Apart from this year's London- to-York ride, the Angels have also ridden coast to coast in England, Scotland and Ireland for charity.

Now they seek another cycling challenge for their next annual ride.

Any ideas, my trusty Turpinites?

- Wisecracking Lee Bell, 24, who works for his dad, Ged, at the family's butchers' shop in Middlethorpe Grove, Dringhouses, York, was taken aback by a phone call this week.

He answered the shop phone and an executive-type started rabbiting on about buying a laptop computer. He went on for almost a minute about the model he wanted, colour, size etc.

Poor Lee couldn't get a word in.

He finally managed to interrupt and shout: "Excuse me sir, we don't sell laptops we sell lamb chops!"

The man bursts out laughing. Lee says: "It was hilarious. I thought it was a wind-up from one of my mates."

- STANDARDS are going down the nick in upmarket Harrogate.

Not content with being the home to such curious phenomena as a club where references to laptops have nothing to do with small-scale portable computers, certain local business people have sought to catch the eye of potential customers in a most... provocative way.

Spotted recently while travelling on the town's Skipton Road, a van was parked at the side of the road, bearing a local telephone number and apparently used by a firm in the carpeting trade.

And what was the phrase emblazoned on the side of this vehicle? You've guessed it - "The best shag in town."

The downward slope is getting ever more slippery.

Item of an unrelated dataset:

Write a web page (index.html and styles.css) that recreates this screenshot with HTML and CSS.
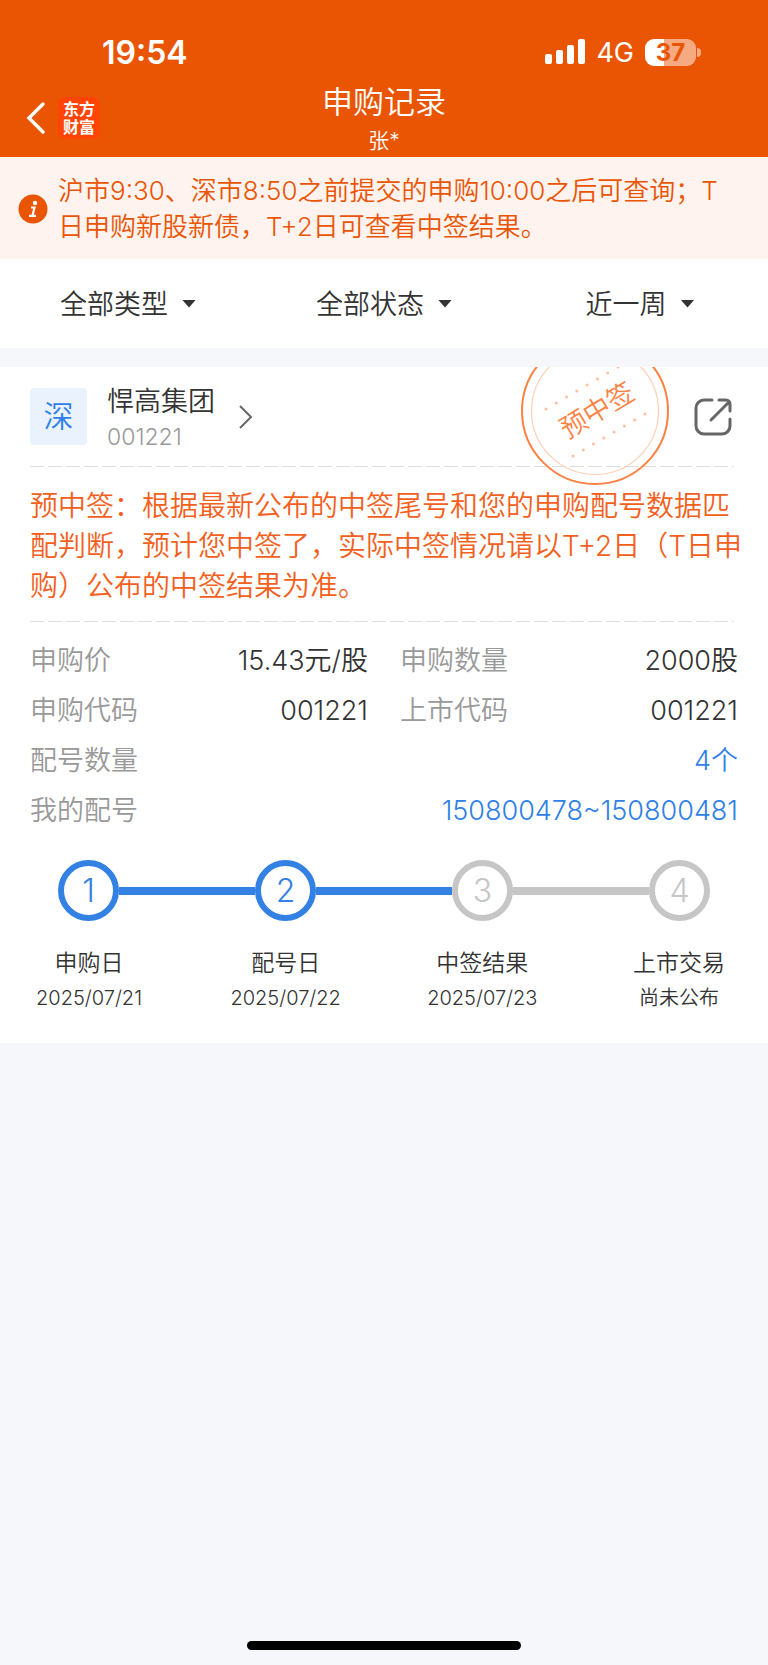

Pass the smelling salts Sybil, I feel a head coming on.

- Overheard at York Crown Court - a judge was apologising to jurors who were finding their seating accommodation a little too cramped. "These seats were not intended for people" he mused, and then as he realised what he had said, "or rather not intended for people of today." The court was built in the 1770s when humans were slightly smaller.

Shall I spare the judge's blushes? Hang it, no! Not Dick Turpin.

It was the Honorary Recorder of York, Judge Paul Hoffman, who has more cause than most to know the trials and tribulations of working in our grand historical buildings.

- STILL in legal mode, who was that trying to get into York Magistrates Court at the unjustly hour of 9am the other day?

None other than the Chairman of the Bench himself, Dr Peter Hogarth JP.

And who tried to stop him?

The court's security staff, hell-bent on making sure no undesirables sully the hallowed corridors of justice.

The chairman pulled rank, as they so often do in such open and shut cases, and persuaded his underlings he was entitled to enter his court.

Top marks to the legal, eagle-eyed security team, though.

He who sends people down may get sent up...

- WHAT company expenses do you normally put on your credit card?

Petrol? Hotel bill? Maybe a meal out with a customer? Well, according to new research on behalf of Vauxhall GM Card, not everyone is as unimaginative.

In a survey of more than 1,700 people, GM Card found some very iffy expenses claims including:

- A giant inflatable carrot

- A stuffed goat

- Lap dancers

- A court summons

- Condoms

- A whoopee cushion

Michelle Howard, GM communications manager, explains: "It's amazing what people will buy with their credit cards, and claim back as company expenses."